The research demonstrates the significant potential of integrating digital twin technology with agile supply chain strategies to promote more sustainable manufacturing systems. By providing a dynamic, real-time virtual representation of physical assets and supply chain processes, digital twins enable manufacturers to optimize resource utilization and improve overall operational resilience. The digital twin framework developed supports informed decision making through predictive analytics and scenario simulations, enabling companies to proactively respond to potential disruptions and implement greener practices.

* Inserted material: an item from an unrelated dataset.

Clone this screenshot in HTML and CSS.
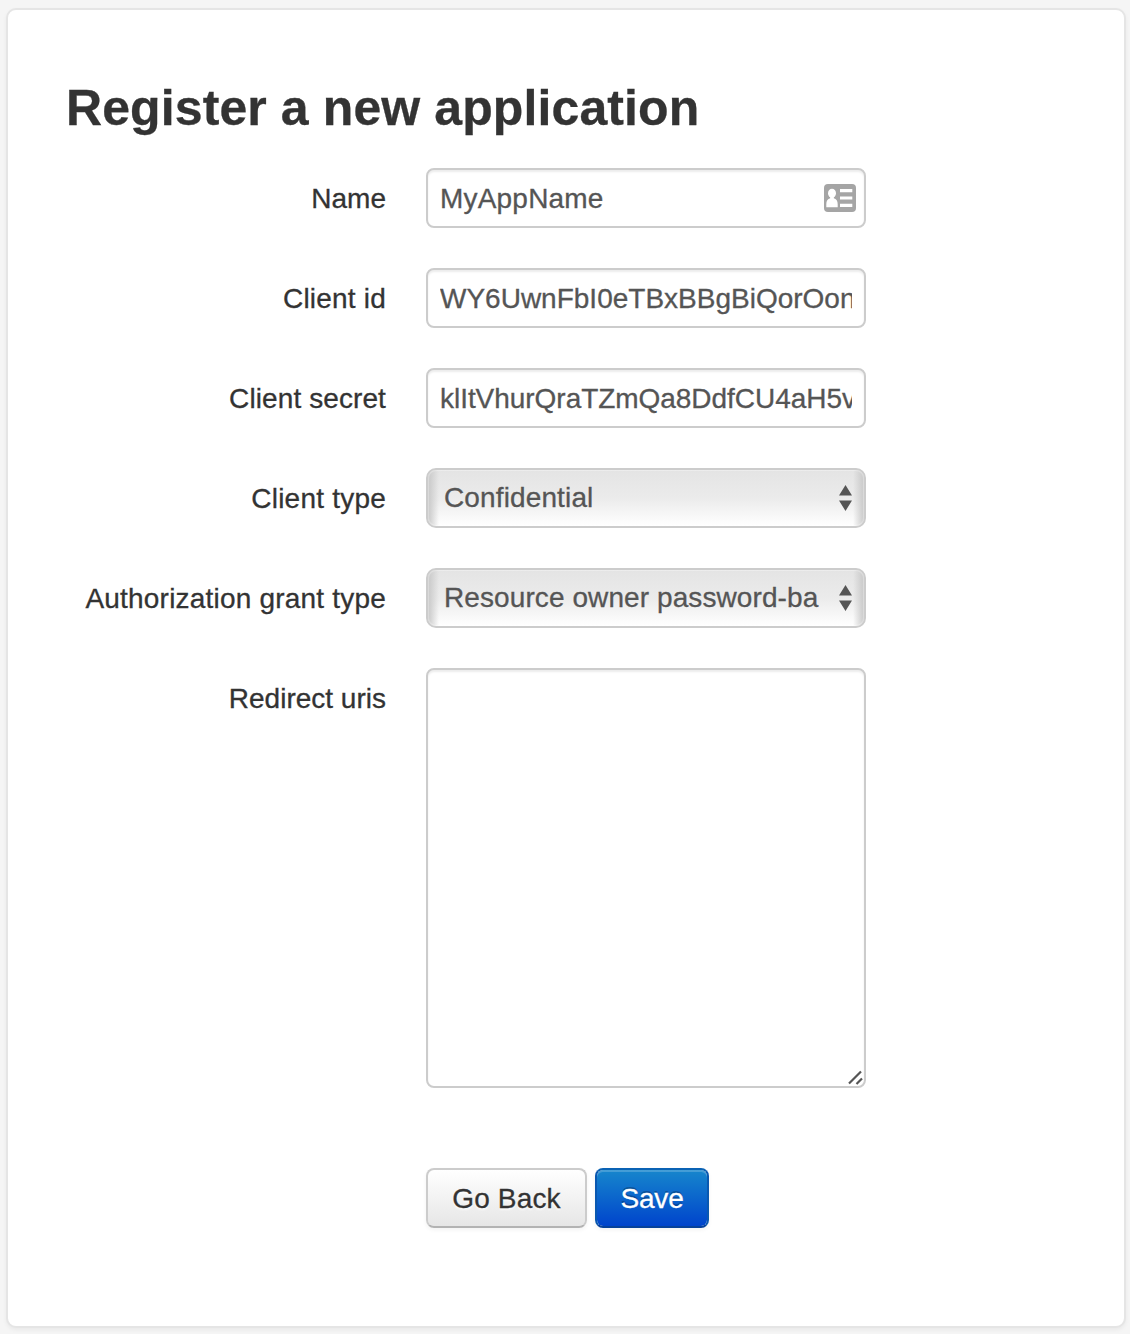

The tests highlight the importance of considering the trade-offs between transportation efficiency and storage requirements in terms of sustainable supply chain management. While lorries with trailer can reduce transportation costs and fuel consumption, they often increase storage requirements and necessitate external warehousing, which has both economic and environmental implications. In contrast, the use of smaller vehicles such as vans can increase transportation frequency and associated costs, but reduce storage requirements and associated expenses.

The findings underscore the value of digital twins as a powerful tool for manufacturers seeking to balance economic efficiency with sustainability goals. This technology enables data-driven decision making that optimizes resource consumption, reduces emissions and supports the development of more resilient and environmentally conscious supply chains.

Future work will focus on the further development of decision-making algorithms in order to further automate and optimize logistics processes. This will include expanding the capabilities of the digital twin to autonomously manage delivery and dispatch scheduling, minimizing the need for human intervention. The aim is to create a fully self-regulating system that can dynamically adapt to changing conditions, optimize the transport schedule and storage capacities and improve the overall efficiency and sustainability of the supply chain.